Théodore Eugène César Ruyssen (11 August 1868 – 5 May 1967) was a French historian of philosophy and pacifist.

==Biography==
Ruyssen was born in Clisson, Loire-Atlantique, France. He was professor of the history of philosophy at the University of Bordeaux, and president of l'Association de la Paix par le Droit from 1896 to 1948.

After a study trip through Germany upon leaving school in 1889, Ruyssen took up the profession of teaching in 1896. He taught philosophy in various schools and graduated as Doctor of Philosophy with a thesis on "I'Evolution psychologique du Jugement" in 1903. He lectured successively in the universities of Aix-en-Provence, Dijon and finally, Bordeaux, where he occupied the chair of History of Philosophy.

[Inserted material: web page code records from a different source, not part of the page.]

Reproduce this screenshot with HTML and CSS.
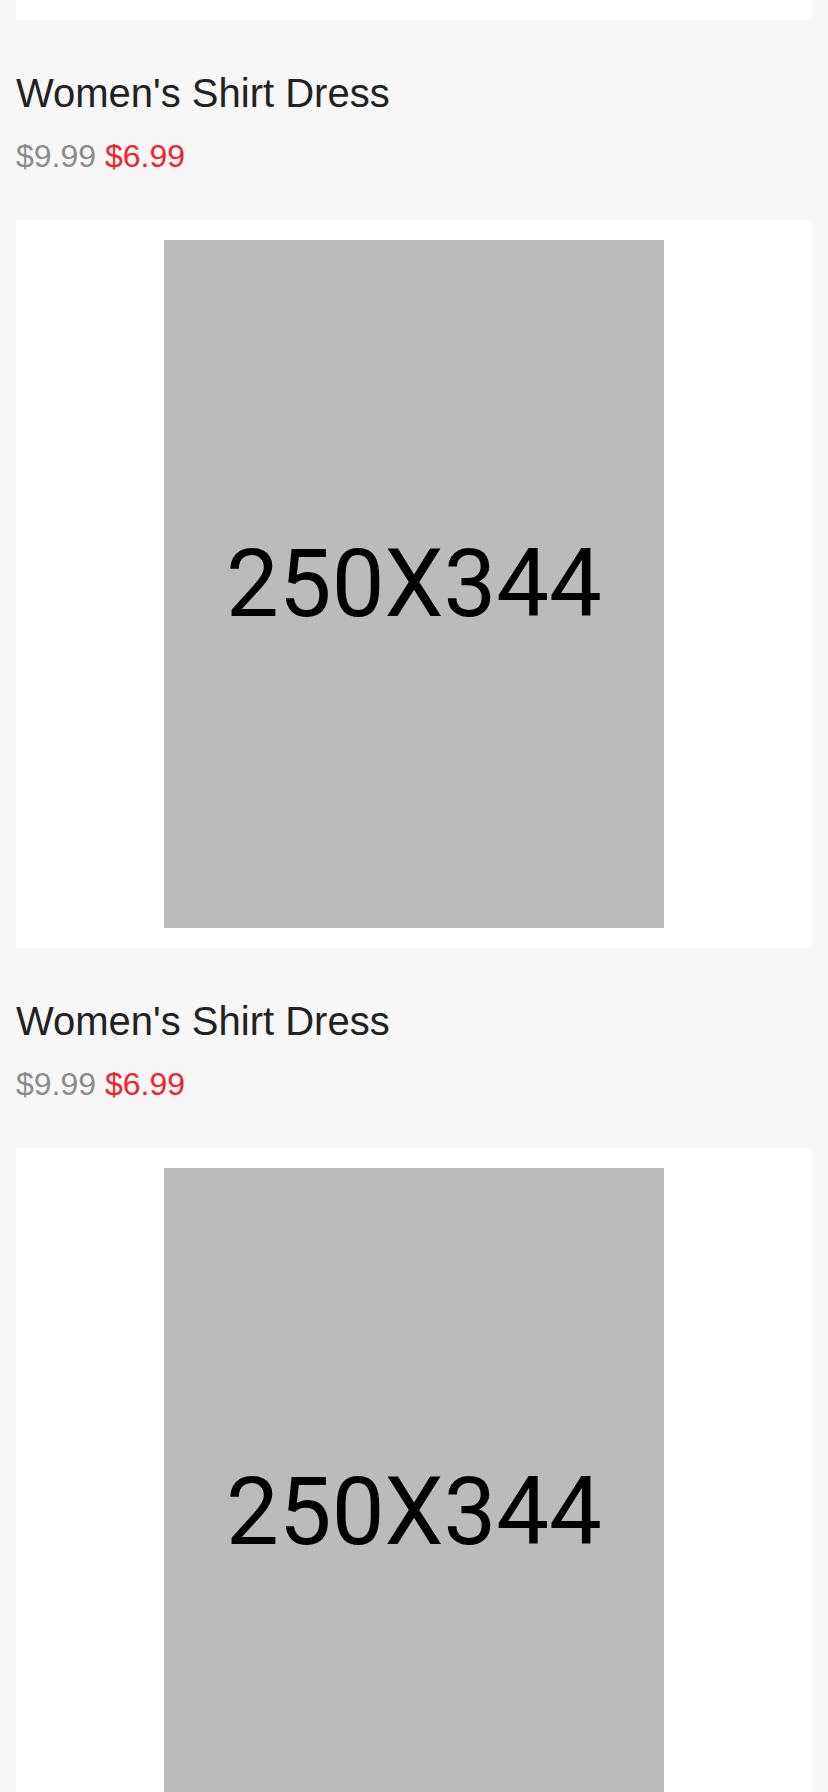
FILE: index.html
```html
<!DOCTYPE html>
<html lang="en">
<head>
<meta charset="utf-8">
<title>Products</title>
<link rel="stylesheet" href="styles.css">
</head>
<body>
<main class="feed">
  <div class="card card--tail"></div>
  <section class="info">
    <h2 class="title">Women's Shirt Dress</h2>
    <p class="price"><span class="old">$9.99</span> <span class="new">$6.99</span></p>
  </section>
  <div class="card">
    <div class="ph"><span>250X344</span></div>
  </div>
  <section class="info">
    <h2 class="title">Women's Shirt Dress</h2>
    <p class="price"><span class="old">$9.99</span> <span class="new">$6.99</span></p>
  </section>
  <div class="card">
    <div class="ph"><span>250X344</span></div>
  </div>
</main>
</body>
</html>
```
FILE: styles.css
```css
html, body {
  margin: 0;
  padding: 0;
  background: #f7f7f7;
}
body {
  font-family: "Liberation Sans", Arial, sans-serif;
}
.feed {
  padding: 0 16px;
  display: flex;
  flex-direction: column;
}
.card {
  background: #fff;
  padding: 20px 0;
  display: flex;
  justify-content: center;
}
.card--tail {
  padding: 0;
  height: 20px;
}
.ph {
  width: 500px;
  height: 688px;
  background: #bbbbbb;
  display: flex;
  align-items: center;
  justify-content: center;
}
.ph span {
  font-family: Roboto, "Noto Sans", sans-serif;
  font-size: 94px;
  color: #000;
  line-height: 1;
}
.info {
  height: 200px;
  box-sizing: border-box;
  padding-top: 50px;
}
.title {
  margin: 0;
  font-size: 40px;
  font-weight: normal;
  color: #222;
  line-height: 46px;
}
.price {
  margin: 22px 0 0;
  font-size: 32px;
  line-height: 37px;
}
.old {
  color: #8c8c8c;
}
.new {
  color: #f5222d;
}
```
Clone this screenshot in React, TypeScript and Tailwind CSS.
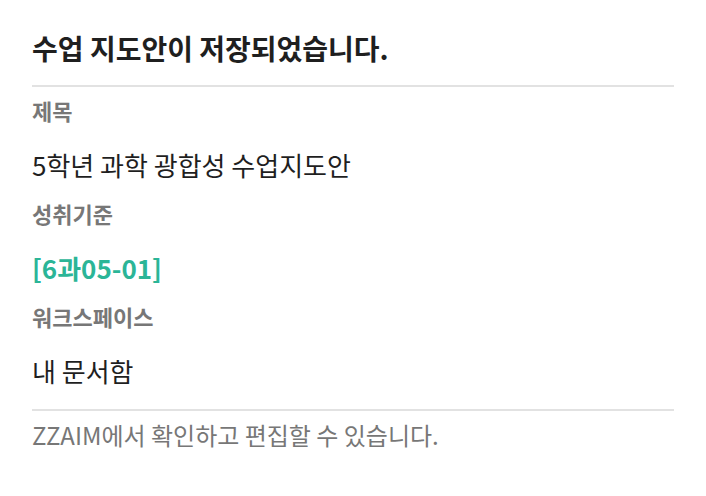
const fields = [
  { label: '제목', value: '5학년 과학 광합성 수업지도안', accent: false },
  { label: '성취기준', value: '[6과05-01]', accent: true },
  { label: '워크스페이스', value: '내 문서함', accent: false },
];

export default function App() {
  return (
    <div
      className="min-h-[496px] w-full bg-white px-8 pt-[30px]"
      style={{ fontFamily: '"Noto Sans CJK KR", "Noto Sans", sans-serif' }}
    >
      <h1 className="text-[28px] font-bold leading-[36px] text-[#1f1f1f]">
        수업 지도안이 저장되었습니다.
      </h1>

      <div className="mt-[19px] h-[2px] bg-[#e2e2e2]" />

      <div className="mt-[8px] flex flex-col gap-[15px]">
        {fields.map((f) => (
          <div key={f.label}>
            <div className="text-[22px] font-bold leading-[30px] text-[#777777]">{f.label}</div>
            <div
              className={
                f.accent
                  ? 'mt-[22px] text-[26px] font-bold leading-[36px] text-[#2bb597]'
                  : 'mt-[22px] text-[26px] leading-[36px] text-[#1f1f1f]'
              }
            >
              {f.value}
            </div>
          </div>
        ))}
      </div>

      <div className="mt-[20px] h-[2px] bg-[#e2e2e2]" />

      <p className="mt-[9px] text-[24px] leading-[30px] text-[#777777]">
        ZZAIM에서 확인하고 편집할 수 있습니다.
      </p>
    </div>
  );
}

Ruyssen was the President of the Association de la paix par le droit, the most important peace organization in France, which is widely known throughout the world through its official organ "La Paix par le Droit," and a member of the International Peace Bureau in Berne.

==Works==
- (1900). Les Grands Philosophes. Kant.
- (1901). Essai sur l'Évolution Psychologique du Jugement.
- (1903). Quid de natura et Origine mali senserit Kantius (thesis).
- (1904) Kant (which was awarded the prize of the French "Institut")
- (1905). La Philosophie de la Paix.
- (1911). Schopenhauer.
- (1923). Les Minorités Nationales d'Europe.
- (1950). La Société Internationale.